Phagosomes fuse with late endosomes and/or lysosomes by extension of membrane protrusions along microtubules: role of Rab7 and RILP

Nascent phagosomes must undergo a series of fusion and fission reactions to acquire the microbicidal properties required for the innate immune response. Here we demonstrate that this maturation process involves the GTPase Rab7. Rab7 recruitment to phagosomes was found to precede and to be essential for their fusion with late endosomes and/or lysosomes. Active Rab7 on the phagosomal membrane associates with the effector protein RILP (Rab7-interacting lysosomal protein), which in turn bridges phagosomes with dynein-dynactin, a microtubule-associated motor complex. The motors not only displace phagosomes in the centripetal direction but, strikingly, promote the extension of phagosomal tubules toward late endocytic compartments. Fusion of tubules with these organelles was documented by fluorescence and electron microscopy. Tubule extension and fusion with late endosomes and/or lysosomes were prevented by expression of a truncated form of RILP lacking the dynein-dynactin-recruiting domain. We conclude that full maturation of phagosomes requires the retrograde emission of tubular extensions, which are generated by activation of Rab7, recruitment of RILP, and consequent association of phagosomes with microtubule-associated motors.
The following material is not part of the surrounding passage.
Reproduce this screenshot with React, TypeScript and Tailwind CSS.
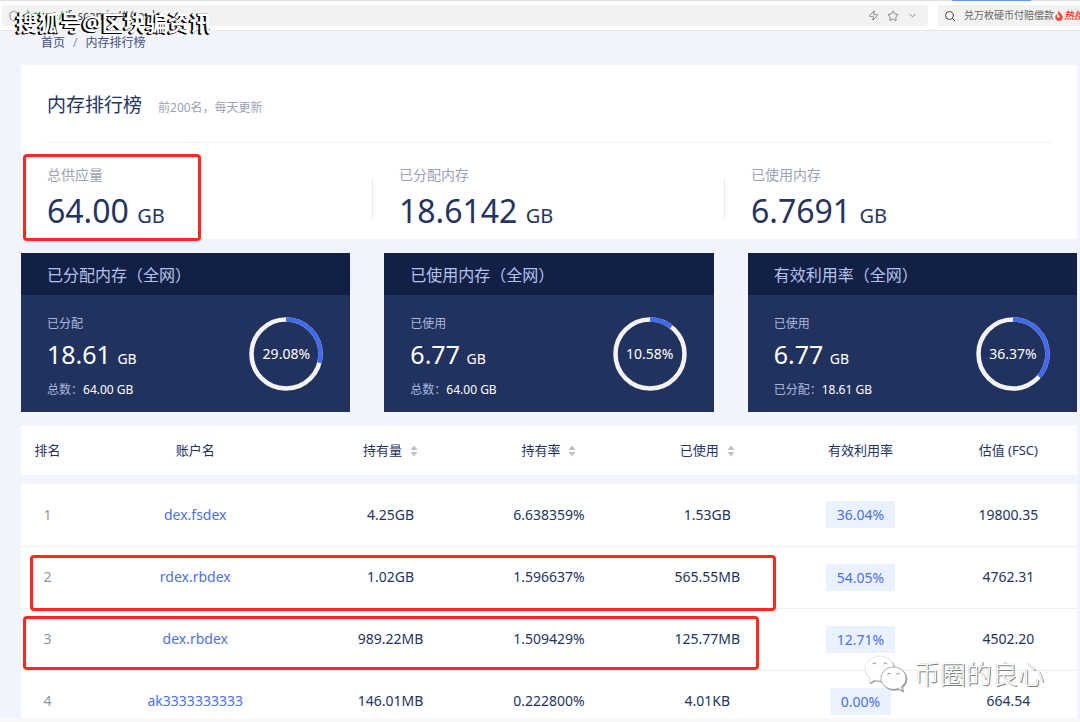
import { ChevronDown, Search, Shield, Star, Zap } from "lucide-react";
import { FaFire } from "react-icons/fa";

const stats = [
  { label: "总供应量", value: "64.00", marked: true },
  { label: "已分配内存", value: "18.6142", marked: false },
  { label: "已使用内存", value: "6.7691", marked: false },
];

const cards = [
  { title: "已分配内存（全网）", label: "已分配", value: "18.61", totalLabel: "总数：", total: "64.00 GB", percent: 29.08 },
  { title: "已使用内存（全网）", label: "已使用", value: "6.77", totalLabel: "总数：", total: "64.00 GB", percent: 10.58 },
  { title: "有效利用率（全网）", label: "已使用", value: "6.77", totalLabel: "已分配：", total: "18.61 GB", percent: 36.37 },
];

const columns = [
  { label: "排名", sortable: false },
  { label: "账户名", sortable: false },
  { label: "持有量", sortable: true },
  { label: "持有率", sortable: true },
  { label: "已使用", sortable: true },
  { label: "有效利用率", sortable: false },
  { label: "估值 (FSC)", sortable: false },
];

const rows = [
  { rank: 1, account: "dex.fsdex", amount: "4.25GB", share: "6.638359%", used: "1.53GB", rate: "36.04%", price: "19800.35" },
  { rank: 2, account: "rdex.rbdex", amount: "1.02GB", share: "1.596637%", used: "565.55MB", rate: "54.05%", price: "4762.31" },
  { rank: 3, account: "dex.rbdex", amount: "989.22MB", share: "1.509429%", used: "125.77MB", rate: "12.71%", price: "4502.20" },
  { rank: 4, account: "ak3333333333", amount: "146.01MB", share: "0.222800%", used: "4.01KB", rate: "0.00%", price: "664.54" },
];

function Ring({ percent }: { percent: number }) {
  const length = 2 * Math.PI * 34.5;
  return (
    <div className="relative flex h-[74px] w-[74px] items-center justify-center">
      <svg viewBox="0 0 74 74" className="absolute inset-0 -rotate-90">
        <circle cx="37" cy="37" r="34.5" fill="none" stroke="#f3f3f3" strokeWidth="4.5" />
        <circle
          cx="37"
          cy="37"
          r="34.5"
          fill="none"
          stroke="#4169eb"
          strokeWidth="4.5"
          strokeDasharray={`${(length * percent) / 100} ${length}`}
        />
      </svg>
      <span className="relative text-sm text-white">{percent.toFixed(2)}%</span>
    </div>
  );
}

function SortIcon() {
  return (
    <svg viewBox="0 0 8 12" className="h-3 w-2" fill="#bfc1c6">
      <path d="M4 0.5 7.5 5h-7z" />
      <path d="M4 11.5 7.5 7h-7z" />
    </svg>
  );
}

function WechatIcon() {
  return (
    <svg viewBox="0 0 44 38" className="h-[38px] w-11 drop-shadow-[1px_1px_0_#9a9a9a]">
      <path
        d="M15.500 1C7.500 1 1 6.500 1 13.500c0 4 2 7.300 5.300 9.600L5 28l5.500-2.900c1.600.5 3.300.7 5 .7 8 0 14.500-5.300 14.500-12.300S23.500 1 15.500 1z"
        fill="#fff"
        stroke="#d4d4d4"
        strokeWidth="0.6"
      />
      <path
        d="M29.500 12c7 0 12.500 5 12.500 11.200 0 3.500-1.800 6.400-4.500 8.500l1.200 4.300-4.700-2.400c-1.400.4-2.900.7-4.500.7C22.500 34.300 17 29.400 17 23.200S22.500 12 29.500 12z"
        fill="#fff"
        stroke="#9a9a9a"
        strokeWidth="0.8"
      />
      <g fill="none" stroke="#888" strokeWidth="1">
        <path d="M8.500 9.200a1.900 1.900 0 0 1 3.600 0" />
        <path d="M19.500 9.200a1.900 1.900 0 0 1 3.600 0" />
        <path d="M23.500 19.500a1.700 1.700 0 0 1 3.200 0" />
        <path d="M32.500 19.500a1.700 1.700 0 0 1 3.200 0" />
      </g>
    </svg>
  );
}

function TopBar() {
  return (
    <header className="relative flex h-[31px] shrink-0 items-center gap-2.5 border-b border-t border-b-[#e8e8ea] border-t-[#dedede] bg-white pl-0.5">
      <div className="absolute -top-px right-[49px] h-px w-[79px] bg-[#5b9bf3]" />
      <div className="flex h-[21px] min-w-0 flex-1 items-center justify-between rounded-sm bg-[#f2f2f2] px-1.5 text-xs">
        <div className="flex items-center gap-1.5">
          <Shield size={12} className="text-[#8c8c8c]" />
          <span className="text-[#35b558]">https://<span className="text-[#444]">fsscan.io/#/rank</span></span>
        </div>
        <div className="flex items-center gap-2 pr-1 text-[#777]">
          <button aria-label="加速"><Zap size={11} strokeWidth={1.8} /></button>
          <button aria-label="收藏"><Star size={12} strokeWidth={1.8} /></button>
          <button aria-label="更多"><ChevronDown size={11} strokeWidth={1.8} /></button>
        </div>
      </div>
      <div className="flex h-[21px] w-[142px] items-center gap-2 overflow-hidden whitespace-nowrap bg-[#f2f2f2] pl-1.5 text-[10px] text-[#666]">
        <Search size={12} className="shrink-0 text-[#444]" />
        <span>兑万枚硬币付赔偿款</span>
        <span className="-ml-2 flex items-center font-bold italic text-[#f5483b]">
          <FaFire size={10} />热搜
        </span>
      </div>
      <div className="absolute left-4 top-[5px] whitespace-nowrap text-[22px] font-bold leading-8 text-white [text-shadow:-1px_0_0_#000,-2px_1px_0_#000,-1px_1px_0_#000]">
        搜狐号@区块骗资讯
      </div>
    </header>
  );
}

export default function App() {
  return (
    <div className="relative flex h-screen flex-col overflow-hidden bg-[#f1f4fd] font-['Noto_Sans','Noto_Sans_CJK_SC',sans-serif] text-[#24335f]">
      <TopBar />

      <nav className="flex h-[34px] shrink-0 gap-2 pl-[41px] text-xs leading-6 text-[#43507a]">
        <a href="#home">首页</a>
        <span className="text-[#8890a6]">/</span>
        <a href="#rank">内存排行榜</a>
      </nav>

      <main className="ml-[21px] mr-[3px] min-h-0 flex-1 overflow-hidden">
        <section className="bg-white px-[26px]">
          <div className="flex h-[78px] items-baseline gap-4 border-b border-[#f0f0f2] pt-[26px]">
            <h1 className="text-[19px] leading-7">内存排行榜</h1>
            <p className="text-xs text-[#9ca1b3]">前200名，每天更新</p>
          </div>
          <div className="-mr-[52px] grid h-24 grid-cols-3">
            {stats.map((stat, i) => (
              <div key={stat.label} className="relative pt-5">
                <p className="text-sm leading-6 text-[#9ca1b3]">{stat.label}</p>
                <p className="text-[32px] leading-[48px]">
                  {stat.value} <span className="text-xl">GB</span>
                </p>
                {i < 2 && <div className="absolute right-[26px] top-[35px] h-10 w-px bg-[#e7eaf2]" />}
                {stat.marked && <div className="absolute -left-6 top-[11px] h-[87px] w-[178px] rounded border-3 border-[#ff2a1d]" />}
              </div>
            ))}
          </div>
        </section>

        <section className="mt-3.5 grid grid-cols-3 gap-[34px]">
          {cards.map((card) => (
            <article key={card.title} className="bg-[#22325e]">
              <h2 className="h-[42px] bg-[#132045] pl-[26px] text-base leading-[44px] text-[#b3c2ec]">{card.title}</h2>
              <div className="flex h-[117px] items-center justify-between pl-[26px] pr-[27px]">
                <div className="pt-2 text-xs text-[#aab7dd]">
                  <p className="leading-5">{card.label}</p>
                  <p className="mb-1 text-[25px] leading-10 text-white">
                    {card.value} <span className="text-sm">GB</span>
                  </p>
                  <p className="leading-6">
                    {card.totalLabel}
                    <span className="text-white">{card.total}</span>
                  </p>
                </div>
                <Ring percent={card.percent} />
              </div>
            </article>
          ))}
        </section>

        <div className="relative mt-3.5">
          <table className="w-full table-fixed border-collapse text-center text-sm">
            <colgroup>
              <col className="w-[5%]" />
              <col className="w-[23%]" />
              <col className="w-[14%]" />
              <col className="w-[16%]" />
              <col className="w-[14%]" />
              <col className="w-[15%]" />
              <col className="w-[13%]" />
            </colgroup>
            <thead>
              <tr className="h-[49px] bg-white text-[13px]">
                {columns.map((column) => (
                  <th key={column.label} className="whitespace-nowrap p-0 font-normal">
                    {column.sortable ? (
                      <button className="inline-flex items-center gap-2">
                        {column.label}
                        <SortIcon />
                      </button>
                    ) : (
                      column.label
                    )}
                  </th>
                ))}
              </tr>
              <tr className="h-[9px]" />
            </thead>
            <tbody>
              {rows.map((row) => (
                <tr key={row.rank} className="h-[62px] border-b border-[#efeff1] bg-white">
                  <td className="p-0 text-[#8f96a8]">{row.rank}</td>
                  <td className="p-0">
                    <a href={`#${row.account}`} className="text-[#4b70e8]">{row.account}</a>
                  </td>
                  <td className="p-0">{row.amount}</td>
                  <td className="p-0">{row.share}</td>
                  <td className="p-0">{row.used}</td>
                  <td className="p-0">
                    <span className="inline-block bg-[#eaf2ff] px-[11px] leading-[27px] text-[#4b70e8]">{row.rate}</span>
                  </td>
                  <td className="p-0">{row.price}</td>
                </tr>
              ))}
            </tbody>
          </table>
          <div className="absolute left-[9px] top-[129px] h-14 w-[746px] rounded border-3 border-[#ff2a1d]" />
          <div className="absolute left-0.5 top-[190px] h-[54px] w-[736px] rounded border-3 border-[#ff2a1d]" />
        </div>
      </main>

      <div className="h-1 shrink-0 bg-[#f8f8f9]" />

      {/* Account watermark */}
      <div className="absolute bottom-7 right-9 flex items-center gap-1.5">
        <WechatIcon />
        <span className="text-[26px] font-light leading-10 text-white [text-shadow:1px_1px_0_#808080,0_0_1px_#a0a0a0]">币圈的良心</span>
      </div>
    </div>
  );
}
Modulation of Rab5 and Rab7 recruitment to phagosomes by phosphatidylinositol 3-kinase

Phagosomal biogenesis is central for microbial killing and antigen presentation by leukocytes. However, the molecular mechanisms governing phagosome maturation are poorly understood. We analyzed the role and site of action of phosphatidylinositol 3-kinases (PI3K) and of Rab GTPases in maturation using both professional and engineered phagocytes. Rab5, which is recruited rapidly and transiently to the phagosome, was found to be essential for the recruitment of Rab7 and for progression to phagolysosomes. Similarly, functional PI3K is required for successful maturation. Remarkably, inhibition of PI3K did not preclude Rab5 recruitment to phagosomes but instead enhanced and prolonged it. Moreover, in the presence of PI3K inhibitors Rab5 was found to be active, as deduced from measurements of early endosome antigen 1 binding and by photobleaching recovery determinations. Though their ability to fuse with late endosomes and lysosomes was virtually eliminated by wortmannin, phagosomes nevertheless recruited a sizable amount of Rab7. Moreover, Rab7 recruited to phagosomes in the presence of PI3K antagonists retained the ability to bind its effector, Rab7-interacting lysosomal protein, suggesting that it is functionally active. These findings imply that (i) dissociation of Rab5 from phagosomes requires products of PI3K, (ii) PI3K-dependent effectors of Rab5 are not essential for the recruitment of Rab7 by phagosomes, and (iii) recruitment and activation of Rab7 are insufficient to induce fusion of phagosomes with late endosomes and lysosomes. Accordingly, transfection of constitutively active Rab7 did not bypass the block of phagolysosome formation exerted by wortmannin. We propose that Rab5 activates both PI3K-dependent and PI3K-independent effectors that act in parallel to promote phagosome maturation.